Segundo a proposta de diploma, a abertura a “actividades complementares “ ou “outras actividades” está porém condicionada não só à autorização do Governo – como já ocorre actualmente – como a “pareceres obrigatórios” da Autoridade da Concorrência e das entidades reguladoras dos sectores em causa, o que é uma novidade.

Em Portugal são produzidas cerca de 30 milhões toneladas de resíduos, das quais menos de cinco milhões são lixos urbanos.

O PÚBLICO não conseguiu obter do Ministério do Ambiente, Ordenamento do Território e Energia uma explicação sobre o alcance real da proposta do Governo. Segundo o assessor de imprensa Rui Boavida, o texto ainda está em processo legislativo, tendo sido já feita consultas e recebidos contributos.

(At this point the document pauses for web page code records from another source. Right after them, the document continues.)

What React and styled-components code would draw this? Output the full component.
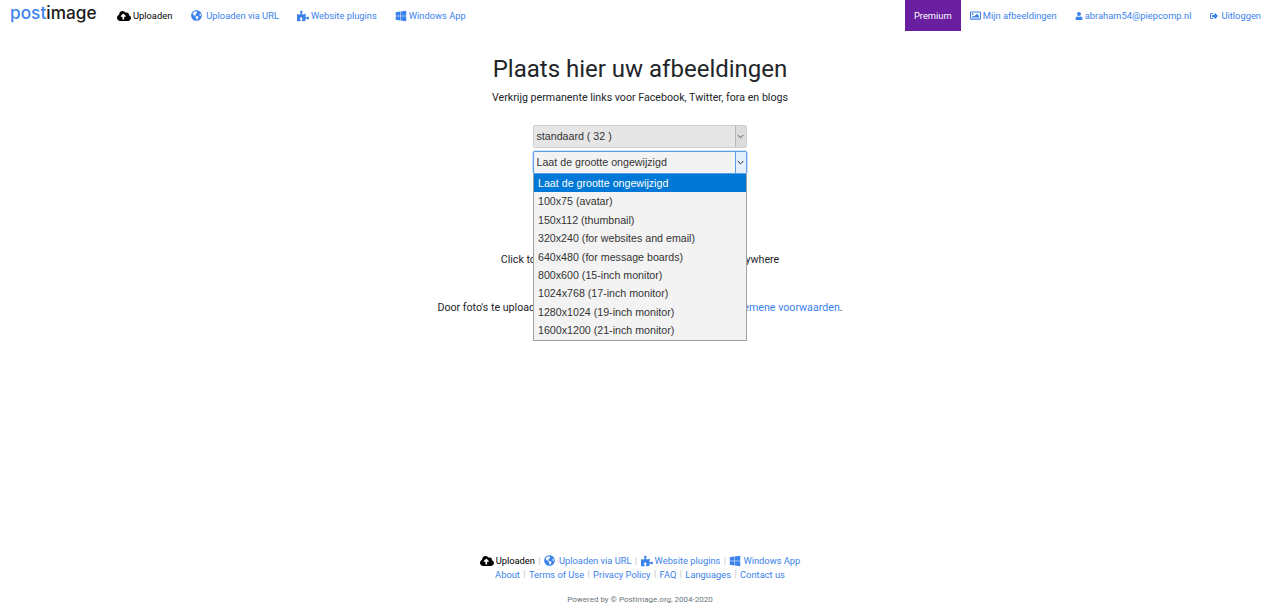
import React from "react";
import styled, { createGlobalStyle } from "styled-components";
import { FaCloudUploadAlt, FaGlobeAmericas, FaPuzzlePiece, FaWindows, FaRegImage, FaUser, FaSignOutAlt } from "react-icons/fa";

const Global = createGlobalStyle`
  html, body { margin: 0; padding: 0; background: #fff; }
  body { font-family: Roboto, "Liberation Sans", sans-serif; color: #212529; }
  #root { height: 611px; overflow: hidden; }
`;
const Page = styled.div`
  height: 611px;
  display: flex;
  flex-direction: column;
`;
const Nav = styled.nav`
  height: 31px;
  display: flex;
  justify-content: space-between;
  flex: none;
`;
const NavGroup = styled.div`
  display: flex;
  align-items: center;
`;
const Logo = styled.a`
  width: 117px;
  padding-left: 10px;
  box-sizing: border-box;
  font-family: Inter, sans-serif;
  font-size: 17.2px;
  font-weight: 500;
  line-height: 28px;
  letter-spacing: 0.05px;
  color: #1b1b1b;
  white-space: nowrap;
  position: relative;
  top: -2.5px;
  span { color: #3d84ee; }
`;
const NavLink = styled.a`
  display: flex;
  align-items: center;
  gap: ${p => p.$gap ?? 2}px;
  font-size: 9.33px;
  margin-right: ${p => p.$mr ?? 0}px;
  color: ${p => (p.$active ? "#000" : "#3b82ec")};
  white-space: nowrap;
  svg { flex: none; }
`;
const Premium = styled.a`
  width: 56px;
  height: 31px;
  margin-right: 9px;
  background: #6a1fa0;
  color: #fff;
  font-size: 9.33px;
  display: flex;
  align-items: center;
  justify-content: center;
`;
const Main = styled.main`
  flex: 1;
  display: flex;
  flex-direction: column;
  align-items: center;
  padding-top: 22px;
  position: relative;
`;
const Title = styled.h1`
  margin: 0;
  font-size: 24px;
  font-weight: 400;
  line-height: 32px;
  color: #212529;
`;
const Sub = styled.p`
  margin: 5px 0 0;
  font-size: 10.67px;
  line-height: 15px;
`;
const SelectWrap = styled.div`
  position: relative;
  width: 214px;
  margin-right: 1px;
  margin-top: ${p => p.$mt}px;
`;
const SelectBox = styled.div`
  height: 23px;
  box-sizing: border-box;
  display: flex;
  border: 1px solid ${p => (p.$focus ? "#5b9fe8" : "#cfcfcf")};
  border-radius: 2px;
  background: ${p => (p.$focus ? "#f3f3f3" : "#e6e6e6")};
  font-family: "Liberation Sans", Arial, sans-serif;
  font-size: 10.67px;
  color: #333;
  box-shadow: ${p => (p.$focus ? "0 0 0 0.5px #9cc4f0" : "none")};
`;
const SelectText = styled.span`
  flex: 1;
  padding-left: 3px;
  line-height: 21px;
`;
const Arrow = styled.span`
  width: 10px;
  display: flex;
  align-items: center;
  justify-content: center;
  border-left: 1px solid ${p => (p.$focus ? "#5b9fe8" : "#b8b8b8")};
  background: ${p => (p.$focus ? "#e3f0fc" : "#dcdcdc")};
`;
const List = styled.ul`
  position: absolute;
  z-index: 2;
  left: 0;
  top: 23px;
  width: 214px;
  box-sizing: border-box;
  margin: 0;
  padding: 0;
  list-style: none;
  border: 1px solid #a0a0a0;
  border-top: none;
  background: #f3f3f3;
  font-family: "Liberation Sans", Arial, sans-serif;
  font-size: 10.67px;
  color: #333;
`;
const Option = styled.li`
  height: 18.4px;
  line-height: 18.4px;
  padding-left: 4.5px;
  background: ${p => (p.$selected ? "#0078d7" : "transparent")};
  color: ${p => (p.$selected ? "#fff" : "#333")};
`;
const Hint = styled.p`
  margin: ${p => p.$mt}px 0 0;
  font-size: 10.67px;
  line-height: 15px;
  color: #212529;
  white-space: nowrap;
  a { color: #3b82ec; }
`;
const Footer = styled.footer`
  flex: none;
  height: 57px;
  display: flex;
  flex-direction: column;
  align-items: center;
  font-size: 9.33px;
`;
const FootRow = styled.div`
  display: flex;
  align-items: center;
  height: 13.5px;
`;
const Sep = styled.span`
  color: #c4c4c4;
  margin: 0 3.4px;
  font-size: 9px;
`;
const Powered = styled.p`
  margin: 13px 0 0;
  font-size: 8px;
  line-height: 12px;
  color: #6c757d;
`;
const Chev = ({ color = "#555" }) => (
  <svg width="7" height="5" viewBox="0 0 7 5"><path d="M.7 1 3.5 3.8 6.3 1" fill="none" stroke={color} strokeWidth="1" /></svg>
);
const options = ["Laat de grootte ongewijzigd", "100x75 (avatar)", "150x112 (thumbnail)", "320x240 (for websites and email)", "640x480 (for message boards)", "800x600 (15-inch monitor)", "1024x768 (17-inch monitor)", "1280x1024 (19-inch monitor)", "1600x1200 (21-inch monitor)"];

export default function App() {
  return (
    <Page>
      <Global />
      <Nav>
        <NavGroup>
          <Logo><span>post</span>image</Logo>
          <NavLink $active $mr={19} $gap={2}><FaCloudUploadAlt size={14} />Uploaden</NavLink>
          <NavLink $mr={18} $gap={4}><FaGlobeAmericas size={11} />Uploaden via URL</NavLink>
          <NavLink $mr={18} $gap={2}><FaPuzzlePiece size={12} />Website plugins</NavLink>
          <NavLink $gap={2}><FaWindows size={12} />Windows App</NavLink>
        </NavGroup>
        <NavGroup>
          <Premium>Premium</Premium>
          <NavLink $mr={18} $gap={2}><FaRegImage size={11} />Mijn afbeeldingen</NavLink>
          <NavLink $mr={19} $gap={2}><FaUser size={8} />abraham54@piepcomp.nl</NavLink>
          <NavLink $mr={19} $gap={3}><FaSignOutAlt size={8} />Uitloggen</NavLink>
        </NavGroup>
      </Nav>
      <Main>
        <Title>Plaats hier uw afbeeldingen</Title>
        <Sub>Verkrijg permanente links voor Facebook, Twitter, fora en blogs</Sub>
        <SelectWrap $mt={20}>
          <SelectBox><SelectText>standaard ( 32 )</SelectText><Arrow><Chev /></Arrow></SelectBox>
        </SelectWrap>
        <SelectWrap $mt={3}>
          <SelectBox $focus><SelectText>Laat de grootte ongewijzigd</SelectText><Arrow $focus><Chev color="#222" /></Arrow></SelectBox>
          <List>
            {options.map((o, i) => <Option key={o} $selected={i === 0}>{o}</Option>)}
          </List>
        </SelectWrap>
        <Hint $mt={78}>Click to choose images, or drag and drop images anywhere</Hint>
        <Hint $mt={33}>Door foto's te uploaden naar de site, gaat u akkoord met onze <a>algemene voorwaarden</a>.</Hint>
      </Main>
      <Footer>
        <FootRow>
          <NavLink $active $gap={2}><FaCloudUploadAlt size={14} />Uploaden</NavLink><Sep>|</Sep>
          <NavLink $gap={4}><FaGlobeAmericas size={11} />Uploaden via URL</NavLink><Sep>|</Sep>
          <NavLink $gap={2}><FaPuzzlePiece size={12} />Website plugins</NavLink><Sep>|</Sep>
          <NavLink $gap={2}><FaWindows size={12} />Windows App</NavLink>
        </FootRow>
        <FootRow>
          <NavLink>About</NavLink><Sep>|</Sep>
          <NavLink>Terms of Use</NavLink><Sep>|</Sep>
          <NavLink>Privacy Policy</NavLink><Sep>|</Sep>
          <NavLink>FAQ</NavLink><Sep>|</Sep>
          <NavLink>Languages</NavLink><Sep>|</Sep>
          <NavLink>Contact us</NavLink>
        </FootRow>
        <Powered>Powered by © Postimage.org, 2004-2020</Powered>
      </Footer>
    </Page>
  );
}
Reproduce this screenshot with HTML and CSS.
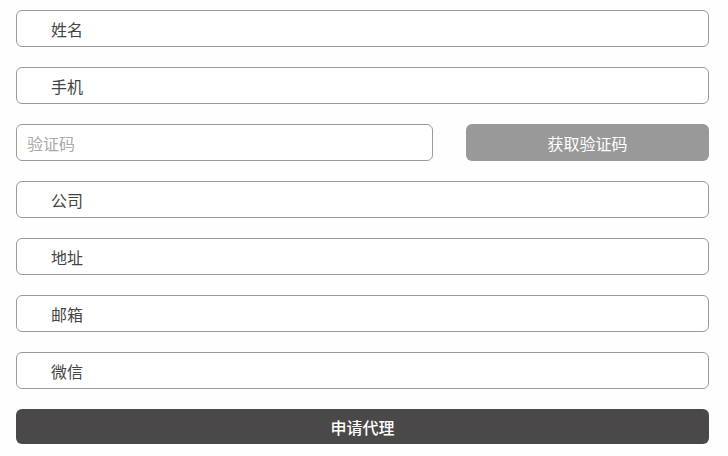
FILE: index.html
```html
<!DOCTYPE html>
<html lang="zh">
<head>
<meta charset="utf-8">
<link rel="stylesheet" href="styles.css">
</head>
<body>
<form class="form">
  <div class="field"><span class="label">姓名</span></div>
  <div class="field"><span class="label">手机</span></div>
  <div class="code-row">
    <div class="field code"><span class="placeholder">验证码</span></div>
    <div class="get-code">获取验证码</div>
  </div>
  <div class="field"><span class="label">公司</span></div>
  <div class="field"><span class="label">地址</span></div>
  <div class="field"><span class="label">邮箱</span></div>
  <div class="field"><span class="label">微信</span></div>
  <div class="submit">申请代理</div>
</form>
</body>
</html>
```
FILE: styles.css
```css
html, body {
  margin: 0;
  padding: 0;
  background: #fefefe;
}
body {
  font-family: "Noto Sans CJK SC", "Liberation Sans", sans-serif;
  font-size: 16px;
}
.form {
  display: flex;
  flex-direction: column;
  gap: 20px;
  padding: 10px 19px 0 16px;
}
.field {
  box-sizing: border-box;
  height: 37px;
  border: 1px solid #9a9a9a;
  border-radius: 6px;
  background: #fff;
  display: flex;
  align-items: center;
  padding-left: 34px;
}
.label {
  color: #444;
  line-height: 1;
}
.code-row {
  display: flex;
  gap: 33px;
}
.field.code {
  width: 417px;
  padding-left: 10px;
}
.placeholder {
  color: #a9a9a9;
  line-height: 1;
}
.get-code {
  flex: 1;
  height: 37px;
  border-radius: 6px;
  background: #9a9999;
  color: #fff;
  display: flex;
  align-items: center;
  justify-content: center;
}
.submit {
  height: 35px;
  border-radius: 6px;
  background: #4a4848;
  color: #fff;
  font-weight: 500;
  display: flex;
  align-items: center;
  justify-content: center;
}
```
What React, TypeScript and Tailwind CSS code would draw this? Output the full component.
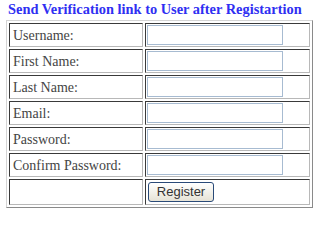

As novas bases de concessão têm outras novidades, entre elas um grande aumento no valor das multas por violação dos contratos e pelo incumprimento dos objectivos de serviço público.

Esta é uma das peças que faltam para o processo de privatização da EGF, que foi lançado recentemente pelo Governo e está a ser fortemente criticado por grande parte dos municípios e pelos partidos da oposição.